20 Januari 2014

Armadi Puli

Imam Ahmad bin Hanbal hafal al-Quran di waktu kecil. Beliau juga menguasai membaca dan menulis. Beliau biasa pergi ke pusat pendidikan dan menggali ilmu di sana. Beliau mengatakan, “Aku sering datang ke madrasah-madrasah pada masa kanak sampai berusia empat belas tahun.”
Kesibukan beliau di sana memberikan pengaruh berupa kepandaian dan pengetahuan yang cukup luas, sampai salah seorang ulama mengatakan, “Aku membiayai pendidikan anak-anakku. Aku datangkan guru-guru yang berkualiti agar mereka menjadi pandai. Tetapi, aku melihat mereka telah gagal. Sedangkan anak ini, Ahmad bin Hanbal, seorang anak yatim. Perhatikan, bagaimana kepandaiannya?” dia pun kagum dengan kepandaian dan pengetahuan beliau.[1]
Kisah Imam Ahmad bin Hanbal adalah sebuah lentera yang menyuluh para orang tua bagaimana mendidik dan mengantarkan anak menjadi pandai serta memiliki pengetahuan yang luas.
Menilik kisah sang imam, kita akan banyak merenung dan tertegun betapa banyak kesalahan kita dalam mendidik anak. Selaku orang tua, terkadang kita terlalu memaksakan kehendak yang menjadi keinginan kita kepada sang anak, padahal hasil yang kita harapkan jauh dari kenyataan. Banyak fenomena yang kita saksikan, orang tua menyediakan fasiliti pendidikan yang begitu lengkap di rumah, akan tetapi keinginan orang tua yang begitu kuat tidak sejalan dengan keinginan anak. Bahkan ada fenomena yang lebih buruk dari itu semua, kita melihat bahwa yang ingin sekolah itu orang tua, sedangkan anak gagal dalam pendidikannya.
Kisah sang Imam, mengajarkan kepada para orang tua, bahwa yang terpenting bukanlah fasiliti  dan metode yang digunakan.
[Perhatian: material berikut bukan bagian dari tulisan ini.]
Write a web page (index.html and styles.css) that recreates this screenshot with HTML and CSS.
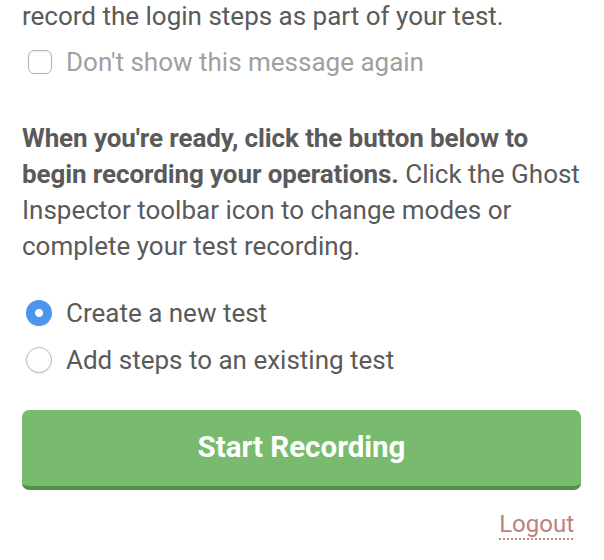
FILE: index.html
```html
<!DOCTYPE html>
<html>
<head>
<meta charset="utf-8">
<link rel="stylesheet" href="styles.css">
</head>
<body>
<div class="popup">
  <p class="intro">record the login steps as part of your test.</p>
  <label class="check">
    <span class="box"></span>
    <span class="check-label">Don't show this message again</span>
  </label>
  <p class="ready"><strong>When you're ready, click the button below to begin recording your operations.</strong> Click the Ghost Inspector toolbar icon to change modes or complete your test recording.</p>
  <div class="options">
    <label class="option">
      <span class="radio checked"></span>
      <span>Create a new test</span>
    </label>
    <label class="option">
      <span class="radio"></span>
      <span>Add steps to an existing test</span>
    </label>
  </div>
  <button class="start">Start Recording</button>
  <div class="footer"><a class="logout">Logout</a></div>
</div>
</body>
</html>
```
FILE: styles.css
```css
html, body {
  margin: 0;
  padding: 0;
  background: #ffffff;
}
body {
  font-family: Roboto, "Noto Sans", sans-serif;
  font-size: 26px;
  color: #5a5a5a;
  overflow: hidden;
  height: 560px;
}
.popup {
  display: flex;
  flex-direction: column;
  padding: 0 19px 0 22px;
  height: 560px;
  box-sizing: border-box;
}
p {
  margin: 0;
  line-height: 36px;
}
.intro {
  margin-top: -2px;
}
.check {
  display: flex;
  align-items: center;
  gap: 14px;
  height: 36px;
  margin-top: 10px;
  padding-left: 6px;
}
.box {
  width: 24px;
  height: 24px;
  border: 1.5px solid #b5b5b5;
  border-radius: 6px;
  background: #fff;
  box-sizing: border-box;
  box-shadow: inset 0 1px 2px rgba(0,0,0,0.08);
}
.check-label {
  color: #a0a0a0;
}
.ready {
  margin-top: 40px;
}
.ready strong {
  font-weight: 700;
  letter-spacing: -0.1px;
}
.options {
  display: flex;
  flex-direction: column;
  gap: 11px;
  margin-top: 31px;
}
.option {
  display: flex;
  align-items: center;
  gap: 14px;
  height: 36px;
  padding-left: 4px;
}
.radio {
  border: 1.5px solid #b8b8b8;
  border-radius: 50%;
  background: #fff;
  box-sizing: border-box;
  width: 26px;
  height: 26px;
  box-shadow: 0 1px 1px rgba(0,0,0,0.08);
}
.radio.checked {
  border: none;
  background: radial-gradient(circle, #ffffff 0 3.5px, #4d94ee 4.5px);
}
.start {
  margin-top: 32px;
  height: 80px;
  width: calc(100% - 4px);
  border: none;
  border-bottom: 4px solid #4f9145;
  border-radius: 7px;
  background: #78bb6e;
  color: #ffffff;
  font-family: Roboto, "Noto Sans", sans-serif;
  font-size: 29.5px;
  font-weight: 700;
  padding: 0 0 2px;
}
.footer {
  display: flex;
  justify-content: flex-end;
  margin-top: 16px;
  line-height: 36px;
  padding-right: 11px;
  font-size: 24px;
}
.logout {
  color: #c0807f;
  text-decoration: underline dotted;
  text-decoration-color: #c98585;
  text-underline-offset: 6px;
  text-decoration-thickness: 2px;
}
```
Akan tetapi yang paling penting untuk diperhatikan para orang tua adalah, bagaimana menanamkan azimah (tekad) serta iradah kemauan anak......lagi

Dua kalimat yang hampir serupa dalam pemaknaan, adalah hal yang sering mengantarkan seseorang ke puncak kesuksesan, dan itu juga yang dapat kita lihat dari kisah sang Imam, tidak mungkin anak sekecil itu dan dalam kondisi yatim datang dengan sendirinya ke lembaga-lembaga pendidikan untuk menuntut ilmu kecuali dia memiliki tekad dan kemauan yang kuat.
Untuk itu, hal yang paling penting yang dilakukan para orang tua sebelum menyediakan fasilitas pendidikan yang mapan serta menempuh jenjang pendidikan, orang tua mestinya menanamkan tekad dan kemauan yang kuat terhadap ilmu pada anak. Karena bagaimanapun juga tekad dan kemauanlah yang akan mengantarkan anak kepada kesuksesan. Di antara usah yang bisa dilakukan orang tua untuk menanamkan tekad dan kemauan kepada anak adalah sebagai berikut:
  1. Memberitahu kepada anak betapa mulia orang yang berilmu di sisi Allah
    Sebagaimana yang terdapat dalam surat al-mujadilah ayat 1, dalam artinya Allah berfirman: “…niscaya Allah akan mengangkat (derajat) orang-orang yang beriman di antaramu dan orang-orang yang diberi ilmu beberapa derajat…”. Anak akan lebih termotivasi melakukan sesuatu ketika mengetahui keutamaannya.
  2. Membacakan Hadits-Hadits Nabi yang Menceritakan Keutamaan Penuntut Ilmu.
  3. Menceritakan Kisah Masa kecil Ulama salaf dalam Menuntut Ilmu
Seperti menceritakan kisah Imam as-Syafi’i yang tidak memiliki uang dan ingin menuntut ilmu pada masa kanak-kanak, kira-kira pada usia tiga belas tahun, biasanya sang imam kecil pergi ke kantor-kantor madrasah untuk meminta kertas bekas untuk bisa beliau manfaatkan sebagai alat tulis.[2]
Mudah-mudahan kisah Imam Ahmad bin Hanbal menjadi inspirasi sekaligus pelajaran kepada para orang tua, bahwa yang terpenting dalam mendidik anak adalah, menanamkan tekad dan kemauan.
Catatan Kaki:
[1] Rijalul Fikr Wad Da’wah, karya Abul Hasan an-Nadawi, halaman 105.
[2] Shafahat min Shabril Ulama, cetakan kedua, halaman 55.